Generally you should try to format work the way you would submit it to a journal (see example the System Dynamics Review requirements). But you do not need to follow any specific referencing style.

Important: Figures and Tables should all be in line.

Regardless of submission type, Be clear and precise in your writing; completeness is appreciated, but so is conciseness. Also, in your submission title please do not refer to system dynamics or “a systems approach”. In the case of model-based papers, please also take note of recommended practices of model development, testing, and reporting. Such recommendations may be found in the following articles:

Rahmandad H and Sterman JD (2012). Reporting guidelines for simulation-based research in social sciences. Syst Dyn Rev 28(4):396–411.
Martinez-Moyano IJ (2012). Documentation for model transparency, Syst Dyn Rev 28(2):199–208.
Homer JB (2014). Levels of evidence in system dynamics modeling. Syst Dyn Rev 30(1-2):75-80.
Sterman JD (2018). System dynamics at sixty: the path forward. Syst Dyn Rev 34(1-2): 5–47.

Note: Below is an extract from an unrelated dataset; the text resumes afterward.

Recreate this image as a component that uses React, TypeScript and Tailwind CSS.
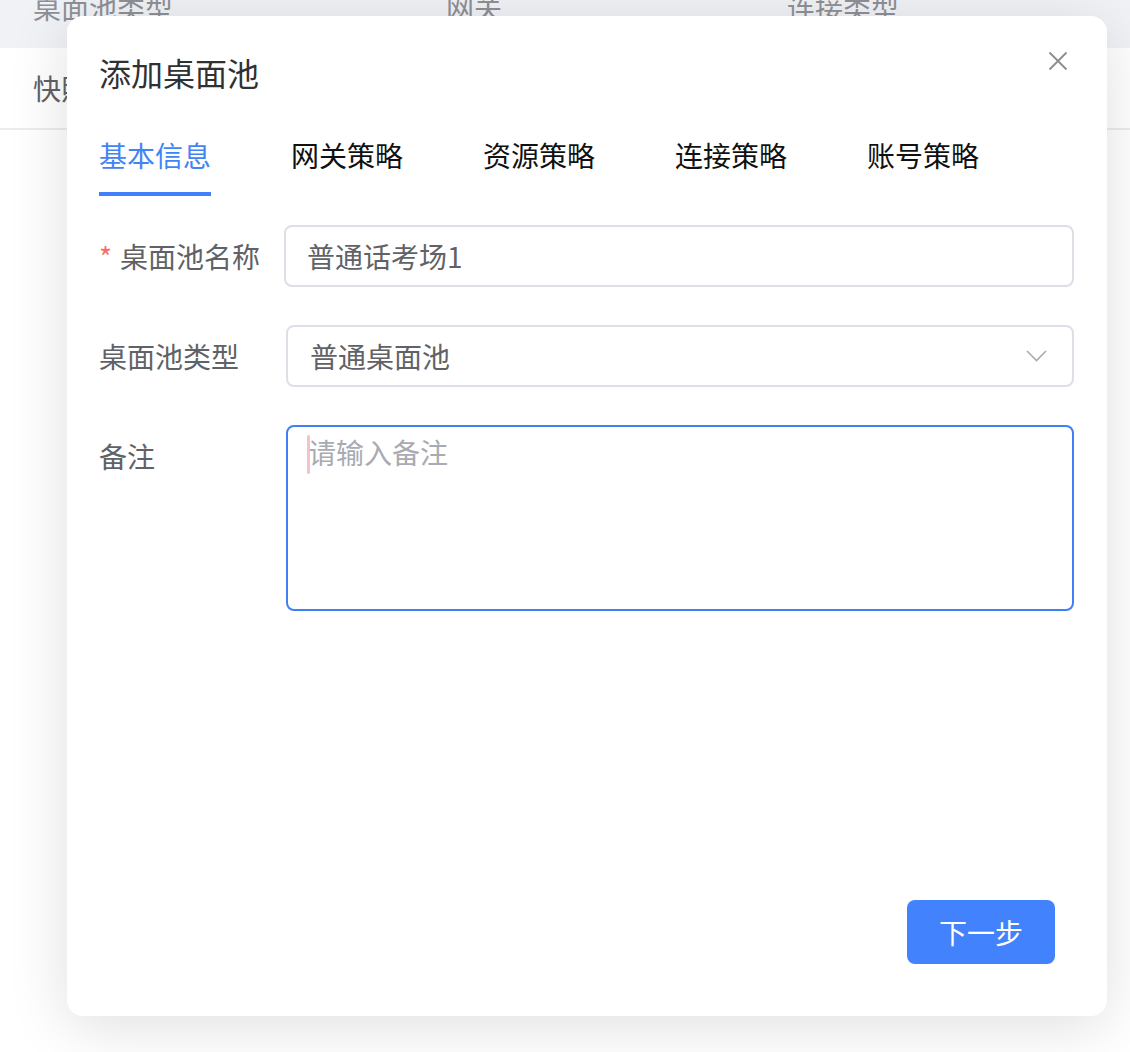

See also Tom Fiddaman’s tips on writing good System Dynamics Conference papers: Writing an SD Conference Paper and Writing a good System Dynamics paper II.

The expectations for conference papers are, of course, not quite the same as those for a peer-reviewed journal, particularly with regard to detailed model documentation and reporting. We recognize that many conference papers report works still under development and not yet complete.

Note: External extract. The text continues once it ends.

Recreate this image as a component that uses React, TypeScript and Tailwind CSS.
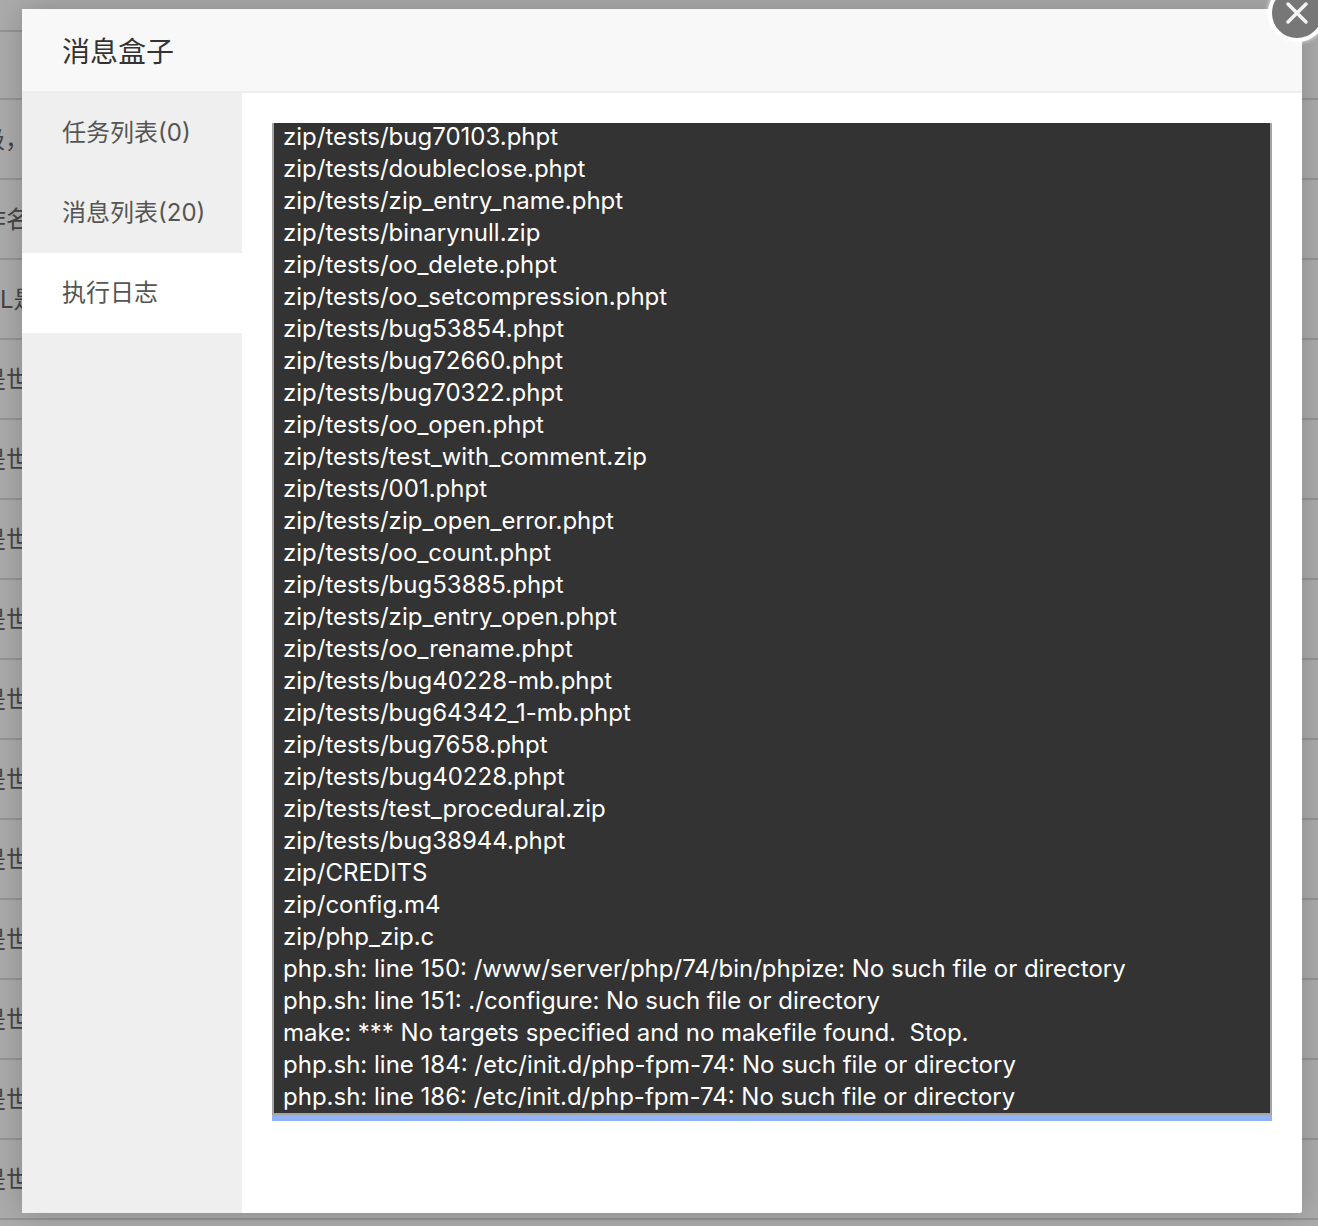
import React from 'react';

const logLines = [
    'zip/tests/bug70103.phpt',
    'zip/tests/doubleclose.phpt',
    'zip/tests/zip_entry_name.phpt',
    'zip/tests/binarynull.zip',
    'zip/tests/oo_delete.phpt',
    'zip/tests/oo_setcompression.phpt',
    'zip/tests/bug53854.phpt',
    'zip/tests/bug72660.phpt',
    'zip/tests/bug70322.phpt',
    'zip/tests/oo_open.phpt',
    'zip/tests/test_with_comment.zip',
    'zip/tests/001.phpt',
    'zip/tests/zip_open_error.phpt',
    'zip/tests/oo_count.phpt',
    'zip/tests/bug53885.phpt',
    'zip/tests/zip_entry_open.phpt',
    'zip/tests/oo_rename.phpt',
    'zip/tests/bug40228-mb.phpt',
    'zip/tests/bug64342_1-mb.phpt',
    'zip/tests/bug7658.phpt',
    'zip/tests/bug40228.phpt',
    'zip/tests/test_procedural.zip',
    'zip/tests/bug38944.phpt',
    'zip/CREDITS',
    'zip/config.m4',
    'zip/php_zip.c',
    'php.sh: line 150: /www/server/php/74/bin/phpize: No such file or directory',
    'php.sh: line 151: ./configure: No such file or directory',
    'make: *** No targets specified and no makefile found.  Stop.',
    'php.sh: line 184: /etc/init.d/php-fpm-74: No such file or directory',
    'php.sh: line 186: /etc/init.d/php-fpm-74: No such file or directory',
];

// table rows behind the overlay, only their left ends show past the modal
const bgRows = [
    { text: '级，', cls: '-ml-[19px]' },
    { text: '作名', cls: '-ml-[18px]' },
    { text: 'L是', cls: 'ml-0' },
    ...Array.from({ length: 12 }, () => ({ text: '是世', cls: '-ml-[18px]' })),
];

const App: React.FC = () => {
    return (
        <div className="relative h-[1226px] w-[1318px] overflow-hidden bg-[#ababab] font-['Inter','Noto_Sans_CJK_SC',sans-serif]">
            <div className="h-[98px] pt-[30px]">
                <div className="h-[2px] bg-[#949494]" />
            </div>
            {bgRows.map((row, i) => (
                <div key={i} className="flex h-[80px] items-center border-t-2 border-[#949494] pt-[2px] text-[24px] whitespace-nowrap text-[#444]">
                    <span className={row.cls}>{row.text}</span>
                </div>
            ))}
            <div className="h-[8px] border-t-2 border-[#949494]" />

            <div className="absolute left-[22px] top-[9px] flex h-[1204px] w-[1280px] flex-col rounded-[2px] bg-white shadow-[0_0_30px_rgba(0,0,0,0.2)]">
                <div className="flex h-[84px] shrink-0 items-center border-b-2 border-[#eeeeee] bg-[#f8f8f8] pl-[40px] pt-[4px] text-[28px] text-[#333]">
                    消息盒子
                </div>
                <div className="flex min-h-0 flex-1">
                    <div className="w-[220px] shrink-0 bg-[#efefef] text-[24px] text-[#555]">
                        <div className="flex h-[80px] items-center pl-[40px]">任务列表(0)</div>
                        <div className="flex h-[80px] items-center pl-[40px]">消息列表(20)</div>
                        <div className="flex h-[80px] items-center bg-white pl-[40px]">执行日志</div>
                    </div>
                    <div className="min-w-0 flex-1 pl-[30px] pt-[30px]">
                        <div className="h-[998px] w-[1000px] border-b-[6px] border-[#8fb3f5]">
                            <div className="flex h-full flex-col justify-end overflow-hidden border-x-2 border-b-2 border-[#a5a5a5] bg-[#333333] pl-[9px] text-[24px] leading-[32px] text-white">
                                {logLines.map((line, i) => (
                                    <div key={i} className="shrink-0 whitespace-pre">{line}</div>
                                ))}
                            </div>
                        </div>
                    </div>
                </div>
            </div>

            <button className="absolute left-[1268px] top-[-16px] flex h-[58px] w-[58px] items-center justify-center rounded-full border-4 border-white bg-[#777777] shadow-[0_0_4px_rgba(255,255,255,0.9)]">
                <svg width="24" height="24" viewBox="0 0 24 24" fill="none" stroke="#f4f4f4" strokeWidth="3.5" strokeLinecap="round">
                    <path d="M3 3 L21 21 M21 3 L3 21" />
                </svg>
            </button>
        </div>
    );
};

export default App;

But, whatever the model’s stage of development, the submission should still demonstrate rigor and adherence to the scientific method. Evidence should be cited supporting model structure, meaning the choice of model boundary, causal relationships, and parameter values. Evidence should also be cited supporting the realism and plausibility of model behavior over time, for as many output variables as possible. Sensitivity and policy testing are expected, and explanation of model behavior as a function of its feedback structure is also important.